In Dr. Sai’s expert testimony, he provided the factual circumstances of the United States military occupation of the Hawaiian Kingdom and the unlawful imposition of American municipal laws as to the reason why the Court does not have subject matter jurisdiction because its authority extends from the 1959 Statehood Act passed by the Congress, which has no extra-territorial effect. In the court’s transcripts, Dr. Sai stated that for the Court to proceed it would violate “Article 147 [1949 Fourth Geneva Convention], unfair trial [as] a grave breach, which is considered a war crime.” When asked by Judge Cordoza, “Any cross-examination?” LTC Phelps responded, “Your Honor, the State has no questions of Dr. Sai. Thank you for his testimony. One Army officer to another, I appreciate your testimony.”

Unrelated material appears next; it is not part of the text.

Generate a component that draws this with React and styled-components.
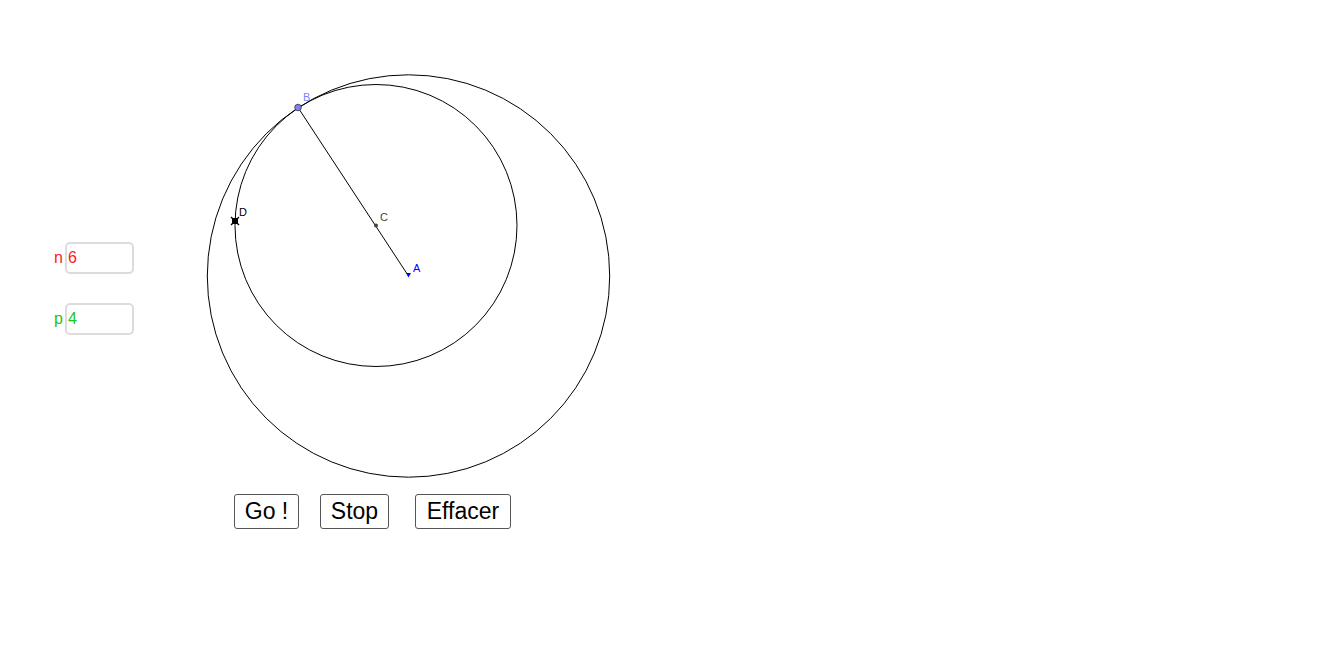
import React from 'react';
import styled, { createGlobalStyle } from 'styled-components';

const Global = createGlobalStyle`
  html, body { margin: 0; padding: 0; background: #fff; }
  body { font-family: "Liberation Sans", Arial, sans-serif; }
`;

const Canvas = styled.div`
  position: relative;
  width: 1317px;
  height: 647px;
  overflow: hidden;
  background: #fff;
`;

// the geometry itself lives on a free canvas
const Drawing = styled.svg`
  position: absolute;
  inset: 0;
`;

const Controls = styled.div`
  position: relative;
  display: flex;
  flex-direction: column;
  padding-top: 242px;
`;

const Fields = styled.div`
  display: flex;
  flex-direction: column;
  gap: 29px;
  padding-left: 54px;
`;

const Field = styled.label`
  display: flex;
  align-items: center;
  gap: 2px;
  color: ${p => p.color};
  font-size: 16px;
`;

const Box = styled.div`
  box-sizing: border-box;
  width: 69px;
  height: 32px;
  border: 2px solid #dcdcdc;
  border-radius: 5px;
  padding: 0 1px;
  display: flex;
  align-items: center;
  font-size: 16px;
`;

const ButtonRow = styled.div`
  display: flex;
  gap: 21px;
  margin-top: 159px;
  padding-left: 234px;
`;

const Button = styled.button`
  box-sizing: border-box;
  width: ${p => p.w}px;
  height: 35px;
  padding: 0;
  margin-left: ${p => p.push || 0}px;
  background: #fff;
  border: 1px solid #555;
  border-radius: 3px;
  color: #000;
  font-family: "Liberation Sans", Arial, sans-serif;
  font-size: 23px;
`;

const Label = styled.text`
  font-family: "Liberation Sans", Arial, sans-serif;
  font-size: 11px;
`;

const A = { x: 408.5, y: 276 };
const B = { x: 298, y: 107.5 };
const C = { x: 376, y: 225.5 };

export default function App() {
  return (
    <Canvas>
      <Global />
      <Drawing width="1317" height="647" viewBox="0 0 1317 647">
        <circle cx={A.x} cy={A.y} r="201.2" fill="none" stroke="#000" strokeWidth="1" />
        <circle cx={C.x} cy={C.y} r="141" fill="none" stroke="#000" strokeWidth="1" />
        <line x1={B.x} y1={B.y} x2={A.x} y2={A.y} stroke="#000" strokeWidth="1" />
        <circle cx={C.x} cy={C.y} r="2" fill="#444" />
        <circle cx={B.x} cy={B.y} r="3.3" fill="#7f7fff" stroke="#333" strokeWidth="0.8" />
        <path d={`M${A.x - 2.5} ${A.y - 3} L${A.x + 2.5} ${A.y - 3} L${A.x} ${A.y + 1.5} Z`} fill="#0000ff" />
        <g transform="translate(235 221)">
          <rect x="-3" y="-3" width="6" height="6" fill="#000" />
          <path d="M-4 -4 L4 4 M4 -4 L-4 4" stroke="#000" strokeWidth="1.4" />
        </g>
        <Label x="303" y="101" fill="#7f7fff">B</Label>
        <Label x="380" y="221" fill="#444">C</Label>
        <Label x="239" y="216" fill="#000">D</Label>
        <Label x="413" y="272" fill="#0000ff">A</Label>
      </Drawing>

      <Controls>
        <Fields>
          <Field color="#ff1a1a">
            n
            <Box>6</Box>
          </Field>
          <Field color="#1ac81a">
            p
            <Box>4</Box>
          </Field>
        </Fields>

        <ButtonRow>
          <Button w={65}>Go !</Button>
          <Button w={69}>Stop</Button>
          <Button w={96} push={5}>Effacer</Button>
        </ButtonRow>
      </Controls>
    </Canvas>
  );
}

Binding on MG Hara was also the fact that the United States already recognized the continued existence of the Hawaiian Kingdom as a State and the Council of Regency as its government by opinio juris. Additionally, the United States explicitly recognized the Council of Regency, by a mutual agreement, so it could be granted permission to access all records and pleadings of the Larsen v. Hawaiian Kingdom case at the Permanent Court of Arbitration.
For MG Hara to continue to deny the overwhelming evidence that imposes upon him the duty and obligation to transform the State of Hawai‘i into a Military Government, he is establishing a very strong basis of “willfulness” of not performing his duty, which satisfies the criminal intent for the war crime of omission.